Van Eck phreaking definition
Van Eck phreaking is a form of eavesdropping when an attacker gathers information from electronic devices by picking up and decoding the electromagnetic radiation (EMR) they emit.
An attacker doesn’t need physical access to the device to gather the information, and the attack is hard to detect since it doesn’t leave traces on the target system. However, successful Van Eck phreaking requires very specific equipment, high technical knowledge, and proximity to the target device.
Defenses against Van Eck Phreaking include:
- Shielding devices to reduce or distort emissions.
- Using specially designed hardware or software.
- Maintaining physical security ensures attackers cannot get close enough to the device to perform this attack.
History of Van Eck phreaking
In 1985, a Dutch computer scientist, Wim van Eck, published a detailed paper called ”Electromagnetic Radiation from Video Display Units: An Eavesdropping Risk?” He described how electromagnetic radiation from computer monitors can be captured and used to recreate data displayed on the monitor’s screen.

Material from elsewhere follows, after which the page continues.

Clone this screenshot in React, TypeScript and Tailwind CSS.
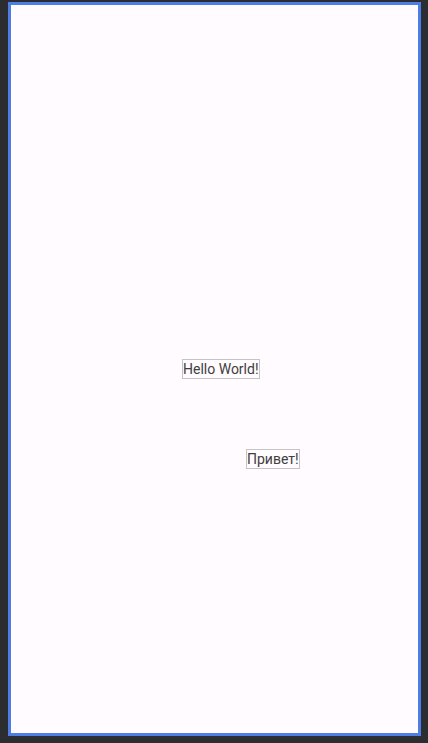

This method of eavesdropping caught the attention of the computer security community and the general public, leading to the popularization of the term ”Van Eck Phreaking.” While the concept of electromagnetic eavesdropping existed before van Eck’s publication, his paper was one of the first to bring this potential security risk to widespread attention in everyday computer use.
Experiments and demonstrations validated the concept in the years following van Eck’s paper. For instance, in 2009, researchers Martin Vuagnoux and Sylvain Pasini demonstrated an attack on two widely used cipher algorithms, further showing the potential risks of this side-channel attack.